> Instructions to follow:
Transcribe the material in full. Nothing should differ except that the pictures are left out.

> Source material:
※

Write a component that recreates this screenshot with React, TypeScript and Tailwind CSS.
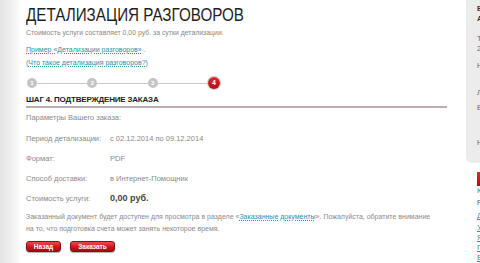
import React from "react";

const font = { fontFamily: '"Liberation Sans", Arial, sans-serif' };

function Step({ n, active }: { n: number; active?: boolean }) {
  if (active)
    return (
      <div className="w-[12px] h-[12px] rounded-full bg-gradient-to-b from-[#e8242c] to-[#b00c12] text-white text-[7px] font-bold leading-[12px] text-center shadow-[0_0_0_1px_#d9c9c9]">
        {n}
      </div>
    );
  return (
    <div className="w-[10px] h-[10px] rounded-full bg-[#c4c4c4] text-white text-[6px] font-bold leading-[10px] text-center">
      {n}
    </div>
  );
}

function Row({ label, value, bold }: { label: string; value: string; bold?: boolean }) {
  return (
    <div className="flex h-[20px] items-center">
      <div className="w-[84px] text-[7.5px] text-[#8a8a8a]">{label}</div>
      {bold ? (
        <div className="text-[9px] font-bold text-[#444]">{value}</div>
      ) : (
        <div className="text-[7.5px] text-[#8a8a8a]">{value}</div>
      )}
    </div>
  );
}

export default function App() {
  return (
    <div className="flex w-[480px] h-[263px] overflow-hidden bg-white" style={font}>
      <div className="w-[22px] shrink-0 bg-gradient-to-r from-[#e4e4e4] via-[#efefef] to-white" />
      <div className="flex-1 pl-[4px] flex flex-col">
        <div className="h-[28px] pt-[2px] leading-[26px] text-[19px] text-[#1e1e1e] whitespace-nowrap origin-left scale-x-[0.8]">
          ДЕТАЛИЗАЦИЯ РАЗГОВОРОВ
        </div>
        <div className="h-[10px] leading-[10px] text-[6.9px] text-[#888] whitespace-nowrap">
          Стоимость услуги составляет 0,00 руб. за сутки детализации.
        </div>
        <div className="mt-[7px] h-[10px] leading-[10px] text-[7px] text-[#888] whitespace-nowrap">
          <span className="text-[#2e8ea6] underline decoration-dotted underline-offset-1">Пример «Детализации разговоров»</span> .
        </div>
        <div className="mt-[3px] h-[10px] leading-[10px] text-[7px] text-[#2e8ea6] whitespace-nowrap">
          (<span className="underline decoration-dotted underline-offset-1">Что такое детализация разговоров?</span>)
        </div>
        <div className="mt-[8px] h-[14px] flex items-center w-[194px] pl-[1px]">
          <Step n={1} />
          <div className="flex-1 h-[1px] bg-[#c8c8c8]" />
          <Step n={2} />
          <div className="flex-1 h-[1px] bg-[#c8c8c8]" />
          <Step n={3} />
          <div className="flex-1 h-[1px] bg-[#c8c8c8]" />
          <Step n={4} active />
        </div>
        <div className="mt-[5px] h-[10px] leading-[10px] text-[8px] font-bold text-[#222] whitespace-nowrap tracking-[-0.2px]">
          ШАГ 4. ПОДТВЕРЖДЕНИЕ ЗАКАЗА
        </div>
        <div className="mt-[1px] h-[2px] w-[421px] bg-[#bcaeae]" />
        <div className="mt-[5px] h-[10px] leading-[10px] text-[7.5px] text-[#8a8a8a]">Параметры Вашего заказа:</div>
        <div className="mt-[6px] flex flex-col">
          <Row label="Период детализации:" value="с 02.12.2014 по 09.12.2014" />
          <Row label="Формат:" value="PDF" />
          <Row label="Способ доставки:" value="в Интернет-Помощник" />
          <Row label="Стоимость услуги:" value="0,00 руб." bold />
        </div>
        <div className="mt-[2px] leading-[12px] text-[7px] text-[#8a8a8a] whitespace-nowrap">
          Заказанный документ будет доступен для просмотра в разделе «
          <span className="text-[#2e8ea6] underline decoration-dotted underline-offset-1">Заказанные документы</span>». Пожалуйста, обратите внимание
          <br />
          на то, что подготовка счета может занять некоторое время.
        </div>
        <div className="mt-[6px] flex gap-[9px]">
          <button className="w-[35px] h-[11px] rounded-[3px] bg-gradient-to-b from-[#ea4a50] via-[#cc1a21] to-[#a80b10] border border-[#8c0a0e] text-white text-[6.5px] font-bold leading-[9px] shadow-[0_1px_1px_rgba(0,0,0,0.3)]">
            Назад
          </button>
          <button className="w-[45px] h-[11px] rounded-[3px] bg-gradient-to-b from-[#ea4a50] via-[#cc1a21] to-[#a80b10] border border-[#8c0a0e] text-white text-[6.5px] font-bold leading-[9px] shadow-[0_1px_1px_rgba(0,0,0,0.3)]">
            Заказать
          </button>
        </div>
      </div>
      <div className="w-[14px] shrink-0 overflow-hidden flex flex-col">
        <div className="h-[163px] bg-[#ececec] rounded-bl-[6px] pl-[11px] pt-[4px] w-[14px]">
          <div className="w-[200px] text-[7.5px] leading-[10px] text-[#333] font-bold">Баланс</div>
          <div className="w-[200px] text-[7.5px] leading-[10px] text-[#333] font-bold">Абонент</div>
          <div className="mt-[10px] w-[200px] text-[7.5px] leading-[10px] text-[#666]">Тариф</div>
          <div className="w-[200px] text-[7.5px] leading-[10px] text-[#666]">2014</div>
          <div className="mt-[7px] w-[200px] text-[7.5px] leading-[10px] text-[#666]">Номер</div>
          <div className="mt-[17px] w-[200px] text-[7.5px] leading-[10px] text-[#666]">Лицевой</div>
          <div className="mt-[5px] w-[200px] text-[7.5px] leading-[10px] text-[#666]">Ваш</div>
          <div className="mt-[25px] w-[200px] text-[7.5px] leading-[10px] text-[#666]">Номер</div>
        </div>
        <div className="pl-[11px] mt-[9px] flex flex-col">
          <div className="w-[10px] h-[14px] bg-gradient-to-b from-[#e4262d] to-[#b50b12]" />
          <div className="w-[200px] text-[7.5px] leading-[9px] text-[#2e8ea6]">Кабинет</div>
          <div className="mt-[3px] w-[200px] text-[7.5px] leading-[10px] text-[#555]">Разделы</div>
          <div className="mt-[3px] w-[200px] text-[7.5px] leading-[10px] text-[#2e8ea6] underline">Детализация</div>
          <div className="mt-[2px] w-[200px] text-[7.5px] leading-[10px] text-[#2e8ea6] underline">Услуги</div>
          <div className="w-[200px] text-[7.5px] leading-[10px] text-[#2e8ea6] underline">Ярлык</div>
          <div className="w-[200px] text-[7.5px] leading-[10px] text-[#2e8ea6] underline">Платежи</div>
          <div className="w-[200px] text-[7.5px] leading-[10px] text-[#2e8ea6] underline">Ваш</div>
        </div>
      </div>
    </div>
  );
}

※

> Solution for this task:
Write a component that recreates this screenshot with React, TypeScript and Tailwind CSS.
import React from "react";

const font = { fontFamily: '"Liberation Sans", Arial, sans-serif' };

function Step({ n, active }: { n: number; active?: boolean }) {
  if (active)
    return (
      <div className="w-[12px] h-[12px] rounded-full bg-gradient-to-b from-[#e8242c] to-[#b00c12] text-white text-[7px] font-bold leading-[12px] text-center shadow-[0_0_0_1px_#d9c9c9]">
        {n}
      </div>
    );
  return (
    <div className="w-[10px] h-[10px] rounded-full bg-[#c4c4c4] text-white text-[6px] font-bold leading-[10px] text-center">
      {n}
    </div>
  );
}

function Row({ label, value, bold }: { label: string; value: string; bold?: boolean }) {
  return (
    <div className="flex h-[20px] items-center">
      <div className="w-[84px] text-[7.5px] text-[#8a8a8a]">{label}</div>
      {bold ? (
        <div className="text-[9px] font-bold text-[#444]">{value}</div>
      ) : (
        <div className="text-[7.5px] text-[#8a8a8a]">{value}</div>
      )}
    </div>
  );
}

export default function App() {
  return (
    <div className="flex w-[480px] h-[263px] overflow-hidden bg-white" style={font}>
      <div className="w-[22px] shrink-0 bg-gradient-to-r from-[#e4e4e4] via-[#efefef] to-white" />
      <div className="flex-1 pl-[4px] flex flex-col">
        <div className="h-[28px] pt-[2px] leading-[26px] text-[19px] text-[#1e1e1e] whitespace-nowrap origin-left scale-x-[0.8]">
          ДЕТАЛИЗАЦИЯ РАЗГОВОРОВ
        </div>
        <div className="h-[10px] leading-[10px] text-[6.9px] text-[#888] whitespace-nowrap">
          Стоимость услуги составляет 0,00 руб. за сутки детализации.
        </div>
        <div className="mt-[7px] h-[10px] leading-[10px] text-[7px] text-[#888] whitespace-nowrap">
          <span className="text-[#2e8ea6] underline decoration-dotted underline-offset-1">Пример «Детализации разговоров»</span> .
        </div>
        <div className="mt-[3px] h-[10px] leading-[10px] text-[7px] text-[#2e8ea6] whitespace-nowrap">
          (<span className="underline decoration-dotted underline-offset-1">Что такое детализация разговоров?</span>)
        </div>
        <div className="mt-[8px] h-[14px] flex items-center w-[194px] pl-[1px]">
          <Step n={1} />
          <div className="flex-1 h-[1px] bg-[#c8c8c8]" />
          <Step n={2} />
          <div className="flex-1 h-[1px] bg-[#c8c8c8]" />
          <Step n={3} />
          <div className="flex-1 h-[1px] bg-[#c8c8c8]" />
          <Step n={4} active />
        </div>
        <div className="mt-[5px] h-[10px] leading-[10px] text-[8px] font-bold text-[#222] whitespace-nowrap tracking-[-0.2px]">
          ШАГ 4. ПОДТВЕРЖДЕНИЕ ЗАКАЗА
        </div>
        <div className="mt-[1px] h-[2px] w-[421px] bg-[#bcaeae]" />
        <div className="mt-[5px] h-[10px] leading-[10px] text-[7.5px] text-[#8a8a8a]">Параметры Вашего заказа:</div>
        <div className="mt-[6px] flex flex-col">
          <Row label="Период детализации:" value="с 02.12.2014 по 09.12.2014" />
          <Row label="Формат:" value="PDF" />
          <Row label="Способ доставки:" value="в Интернет-Помощник" />
          <Row label="Стоимость услуги:" value="0,00 руб." bold />
        </div>
        <div className="mt-[2px] leading-[12px] text-[7px] text-[#8a8a8a] whitespace-nowrap">
          Заказанный документ будет доступен для просмотра в разделе «
          <span className="text-[#2e8ea6] underline decoration-dotted underline-offset-1">Заказанные документы</span>». Пожалуйста, обратите внимание
          <br />
          на то, что подготовка счета может занять некоторое время.
        </div>
        <div className="mt-[6px] flex gap-[9px]">
          <button className="w-[35px] h-[11px] rounded-[3px] bg-gradient-to-b from-[#ea4a50] via-[#cc1a21] to-[#a80b10] border border-[#8c0a0e] text-white text-[6.5px] font-bold leading-[9px] shadow-[0_1px_1px_rgba(0,0,0,0.3)]">
            Назад
          </button>
          <button className="w-[45px] h-[11px] rounded-[3px] bg-gradient-to-b from-[#ea4a50] via-[#cc1a21] to-[#a80b10] border border-[#8c0a0e] text-white text-[6.5px] font-bold leading-[9px] shadow-[0_1px_1px_rgba(0,0,0,0.3)]">
            Заказать
          </button>
        </div>
      </div>
      <div className="w-[14px] shrink-0 overflow-hidden flex flex-col">
        <div className="h-[163px] bg-[#ececec] rounded-bl-[6px] pl-[11px] pt-[4px] w-[14px]">
          <div className="w-[200px] text-[7.5px] leading-[10px] text-[#333] font-bold">Баланс</div>
          <div className="w-[200px] text-[7.5px] leading-[10px] text-[#333] font-bold">Абонент</div>
          <div className="mt-[10px] w-[200px] text-[7.5px] leading-[10px] text-[#666]">Тариф</div>
          <div className="w-[200px] text-[7.5px] leading-[10px] text-[#666]">2014</div>
          <div className="mt-[7px] w-[200px] text-[7.5px] leading-[10px] text-[#666]">Номер</div>
          <div className="mt-[17px] w-[200px] text-[7.5px] leading-[10px] text-[#666]">Лицевой</div>
          <div className="mt-[5px] w-[200px] text-[7.5px] leading-[10px] text-[#666]">Ваш</div>
          <div className="mt-[25px] w-[200px] text-[7.5px] leading-[10px] text-[#666]">Номер</div>
        </div>
        <div className="pl-[11px] mt-[9px] flex flex-col">
          <div className="w-[10px] h-[14px] bg-gradient-to-b from-[#e4262d] to-[#b50b12]" />
          <div className="w-[200px] text-[7.5px] leading-[9px] text-[#2e8ea6]">Кабинет</div>
          <div className="mt-[3px] w-[200px] text-[7.5px] leading-[10px] text-[#555]">Разделы</div>
          <div className="mt-[3px] w-[200px] text-[7.5px] leading-[10px] text-[#2e8ea6] underline">Детализация</div>
          <div className="mt-[2px] w-[200px] text-[7.5px] leading-[10px] text-[#2e8ea6] underline">Услуги</div>
          <div className="w-[200px] text-[7.5px] leading-[10px] text-[#2e8ea6] underline">Ярлык</div>
          <div className="w-[200px] text-[7.5px] leading-[10px] text-[#2e8ea6] underline">Платежи</div>
          <div className="w-[200px] text-[7.5px] leading-[10px] text-[#2e8ea6] underline">Ваш</div>
        </div>
      </div>
    </div>
  );
}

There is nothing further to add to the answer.